= Cough reflex =

Reflex

The cough reflex occurs when stimulation of cough receptors in the respiratory tract by dust or other foreign particles produces a cough, which causes rapidly moving air which usually remove the foreign material before it reaches the lungs. This typically clears particles from the bronchi and trachea, the tubes that feed air to lung tissue from the nose and mouth. The larynx (voice box) and carina (at the bottom of the trachea, as it splits into bronchi) are especially sensitive. Cough receptors in the surface cells (epithelium) of the respiratory tract are also sensitive to chemicals. Terminal bronchioles and even the alveoli are sensitive to chemicals such as sulfur dioxide gas or chlorine gas.

==Physiology of cough==
The cough receptors or rapidly adapting irritant receptors are located mainly on the posterior wall of the trachea, larynx, and at the carina of trachea, the point where the trachea branches into the main bronchi. The receptors are less abundant in the distal airways and absent beyond the respiratory bronchioles. When triggered, impulses travel via the internal laryngeal nerve, a branch of the superior laryngeal nerve which stems from the vagus nerve (CN X) to the medulla of the brain. This is the afferent neural pathway. Unlike other areas responsible for involuntary actions like swallowing, there is no definitive area that has been identified as the cough center in the brain.

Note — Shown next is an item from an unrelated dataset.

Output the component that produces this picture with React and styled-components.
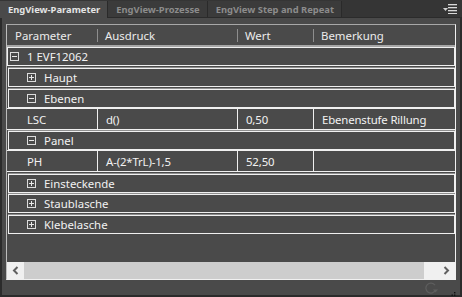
import React from 'react';
import styled, { createGlobalStyle } from 'styled-components';

const GlobalStyle = createGlobalStyle`
  html, body { margin: 0; padding: 0; background: #2b2b2b; }
  body { font-family: "Noto Sans", "Open Sans", sans-serif; }
`;

const COLS = '90px 140px 76px 1fr';

const Panel = styled.div`
  width: 462px;
  height: 297px;
  display: flex;
  flex-direction: column;
  background: #4a4a4a;
  overflow: hidden;
`;

const TabBar = styled.div`
  height: 18px;
  display: flex;
  align-items: stretch;
  background: #353535;
  box-sizing: border-box;
  padding-top: 1px;
  border-bottom: 1px solid #2b2b2b;
`;

const Tab = styled.div`
  display: flex;
  align-items: center;
  padding: 0 7px 0 8px;
  font-size: 9.4px;
  font-weight: 700;
  white-space: nowrap;
  color: ${p => (p.$active ? '#e4e4e4' : '#8c8c8c')};
  background: ${p => (p.$active ? '#4a4a4a' : '#3b3b3b')};
  border-right: 1px solid #2a2a2a;
  margin-bottom: ${p => (p.$active ? '-1px' : '0')};
`;

const Spacer = styled.div`
  flex: 1;
`;

const MenuButton = styled.div`
  width: 18px;
  display: flex;
  align-items: center;
  justify-content: center;
  margin-right: 3px;
`;

const Body = styled.div`
  flex: 1;
  display: flex;
  flex-direction: column;
  border: 2px solid #2b2b2b;
  border-top: none;
  padding: 6px 4px 0 4px;
  min-height: 0;
`;

const Table = styled.div`
  height: 256px;
  box-sizing: border-box;
  display: flex;
  flex-direction: column;
  border: 1px solid #bdbdbd;
  border-right-color: #f0f0f0;
  border-bottom-color: #f0f0f0;
  border-top-color: #a8a8a8;
`;

const HeaderRow = styled.div`
  height: 22px;
  box-sizing: border-box;
  display: grid;
  grid-template-columns: ${COLS};
  border-bottom: 2px solid #a6a6a6;
`;

const HeadCell = styled.div`
  position: relative;
  display: flex;
  align-items: center;
  padding-left: 8px;
  font-size: 11.4px;
  color: #ececec;
  white-space: nowrap;
  &::before {
    content: '';
    display: ${p => (p.$first ? 'none' : 'block')};
    position: absolute;
    left: 0;
    top: 4px;
    height: 13px;
    width: 1px;
    background: #8e8e8e;
  }
`;

const Rows = styled.div`
  flex: 1;
  display: flex;
  flex-direction: column;
`;

const GroupRow = styled.div`
  height: 19px;
  flex: none;
  box-sizing: border-box;
  display: flex;
  align-items: center;
  margin-top: ${p => p.$gap}px;
  margin-left: ${p => (p.$level ? 1 : 0)}px;
  padding-left: ${p => 2 + p.$level * 16}px;
  border: 1px solid #f0f0f0;
  box-shadow: 0 -1px 0 ${p => (p.$gap ? '#8f8f8f' : 'transparent')};
  font-size: 11.4px;
  color: #f2f2f2;
  white-space: nowrap;
`;

const Toggle = styled.span`
  width: 9px;
  height: 9px;
  box-sizing: border-box;
  border: 1px solid #dcdcdc;
  margin-right: 8px;
  position: relative;
  flex: none;
  &::before {
    content: '';
    position: absolute;
    left: 1px;
    top: 3px;
    width: 5px;
    height: 1px;
    background: #e8e8e8;
  }
  &::after {
    content: '';
    display: ${p => (p.$open ? 'none' : 'block')};
    position: absolute;
    left: 3px;
    top: 1px;
    width: 1px;
    height: 5px;
    background: #e8e8e8;
  }
`;

const DataRow = styled.div`
  height: 22px;
  flex: none;
  box-sizing: border-box;
  display: grid;
  grid-template-columns: ${COLS};
  border-top: 1px solid #f0f0f0;
  border-bottom: 1px solid #f0f0f0;
`;

const Cell = styled.div`
  display: flex;
  align-items: center;
  padding-left: ${p => (p.$first ? 20 : 8)}px;
  border-left: ${p => (p.$first ? 'none' : '1px solid #f0f0f0')};
  font-size: 11.4px;
  letter-spacing: -0.15px;
  color: #f2f2f2;
  white-space: nowrap;
`;

const ScrollBar = styled.div`
  height: 17px;
  flex: none;
  display: flex;
  background: #f0f0f0;
`;

const ScrollButton = styled.div`
  width: 17px;
  display: flex;
  align-items: center;
  justify-content: center;
`;

const Thumb = styled.div`
  width: 400px;
  background: #cdcdcd;
`;

const StatusBar = styled.div`
  flex: 1;
  display: flex;
  align-items: center;
  justify-content: flex-end;
  gap: 9px;
`;

const Grip = styled.div`
  align-self: flex-end;
  width: 8px;
  height: 10px;
  margin-bottom: 1px;
`;

const Chevron = ({ dir }) => (
  <svg width="7" height="9" viewBox="0 0 7 9">
    <polyline
      points={dir === 'left' ? '5.5,1 2,4.5 5.5,8' : '1.5,1 5,4.5 1.5,8'}
      fill="none"
      stroke="#606060"
      strokeWidth="2"
    />
  </svg>
);

const rows = [
  { type: 'group', level: 0, open: true, label: '1 EVF12062', gap: 0 },
  { type: 'group', level: 1, open: false, label: 'Haupt', gap: 2 },
  { type: 'group', level: 1, open: true, label: 'Ebenen', gap: 2 },
  { type: 'data', cells: ['LSC', 'd()', '0,50', 'Ebenenstufe Rillung'] },
  { type: 'group', level: 1, open: true, label: 'Panel', gap: 1 },
  { type: 'data', cells: ['PH', 'A-(2*TrL)-1,5', '52,50', ''] },
  { type: 'group', level: 1, open: false, label: 'Einsteckende', gap: 2 },
  { type: 'group', level: 1, open: false, label: 'Staublasche', gap: 1 },
  { type: 'group', level: 1, open: false, label: 'Klebelasche', gap: 2 },
];

export default function App() {
  return (
    <>
      <GlobalStyle />
      <Panel>
        <TabBar>
          <Tab $active>EngView-Parameter</Tab>
          <Tab>EngView-Prozesse</Tab>
          <Tab>EngView Step and Repeat</Tab>
          <Spacer />
          <MenuButton>
            <svg width="14" height="10" viewBox="0 0 14 10">
              <polygon points="0,4 5,4 2.5,7" fill="#d0d0d0" />
              <rect x="5" y="0" width="9" height="1.3" fill="#d8d8d8" />
              <rect x="5" y="3" width="9" height="1.3" fill="#d8d8d8" />
              <rect x="5" y="6" width="9" height="1.3" fill="#d8d8d8" />
              <rect x="5" y="9" width="9" height="1" fill="#d8d8d8" />
            </svg>
          </MenuButton>
        </TabBar>
        <Body>
          <Table>
            <HeaderRow>
              <HeadCell $first>Parameter</HeadCell>
              <HeadCell>Ausdruck</HeadCell>
              <HeadCell>Wert</HeadCell>
              <HeadCell>Bemerkung</HeadCell>
            </HeaderRow>
            <Rows>
              {rows.map((r, i) =>
                r.type === 'group' ? (
                  <GroupRow key={i} $level={r.level} $gap={r.gap}>
                    <Toggle $open={r.open} />
                    {r.label}
                  </GroupRow>
                ) : (
                  <DataRow key={i}>
                    {r.cells.map((c, j) => (
                      <Cell key={j} $first={j === 0}>{c}</Cell>
                    ))}
                  </DataRow>
                )
              )}
            </Rows>
            <ScrollBar>
              <ScrollButton><Chevron dir="left" /></ScrollButton>
              <Thumb />
              <Spacer />
              <ScrollButton><Chevron dir="right" /></ScrollButton>
            </ScrollBar>
          </Table>
          <StatusBar>
            <svg width="14" height="12" viewBox="0 0 14 12">
              <path d="M10 3.2 A5 5 0 1 0 10.5 8" fill="none" stroke="#5e5e5e" strokeWidth="1.2" />
              <polygon points="8,7.5 13,7.5 10.5,10.5" fill="#5e5e5e" />
            </svg>
            <Grip>
              <svg width="8" height="10" viewBox="0 0 8 10">
                {[[6, 1], [6, 3.5], [3.5, 3.5], [6, 6], [3.5, 6], [1, 6], [6, 8.5], [3.5, 8.5], [1, 8.5]].map(([x, y], k) => (
                  <rect key={k} x={x} y={y} width="1.4" height="1.4" fill="#111" />
                ))}
              </svg>
            </Grip>
          </StatusBar>
        </Body>
      </Panel>
    </>
  );
}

The efferent neural pathway then follows, with relevant signals transmitted back from the cerebral cortex and medulla via the vagus and superior laryngeal nerves to the glottis, external intercostals, diaphragm, and other major inspiratory and expiratory muscles. The mechanism of a cough is as follows:
- Diaphragm (innervated by phrenic nerve) and external intercostal muscles (innervated by segmental intercostal nerves) contract, creating a negative pressure around the lung.
- Air rushes into the lungs in order to equalise the pressure.
- The glottis closes (muscles innervated by recurrent laryngeal nerve) and the vocal cords contract to shut the larynx.
- The abdominal muscles contract to accentuate the action of the relaxing diaphragm; simultaneously, the other expiratory muscles contract. These actions increase the pressure of air within the lungs.
- The vocal cords relax and the glottis opens, releasing air at over 100 mph.
- The bronchi and non-cartilaginous portions of the trachea collapse to form slits through which the air is forced, which clears out any irritants attached to the respiratory lining.

Stimulation of the auricular branch of the vagus nerve supplying the ear may also elicit a cough. This ear-cough reflex is also known as Arnold's nerve reflex (ANR), linked to the auricular branch of vagus nerve. It is an example of vagal hypersensitivity. Weakness of the respiratory muscles, tracheostomy, or vocal cord pathology (including paralysis or anesthesia) may prevent effective clearing of the airways.

==Dysfunction==
The reflex is impaired in the person whose abdominals and respiratory muscles are weak. This problem can be caused by disease conditions that lead to muscle weakness or paralysis, by prolonged inactivity, or as outcome of surgery involving these muscles. Bed rest interferes with the expansion of the chest and limits the amount of air that can be taken into the lungs in preparation for coughing, making the cough weak and ineffective. This reflex may also be impaired by damage to the internal branch of the superior laryngeal nerve which relays the afferent branch of the reflex arc. This nerve is most commonly damaged by swallowing a foreign object, such as a chicken bone, resulting in it being lodged in the piriform recess (in the laryngopharynx) or by surgical removal of said object.

==Testing==
The cough reflex as a result of irritants, can be tested by inhaling air with nebulized 200 μmol/L capsaicin.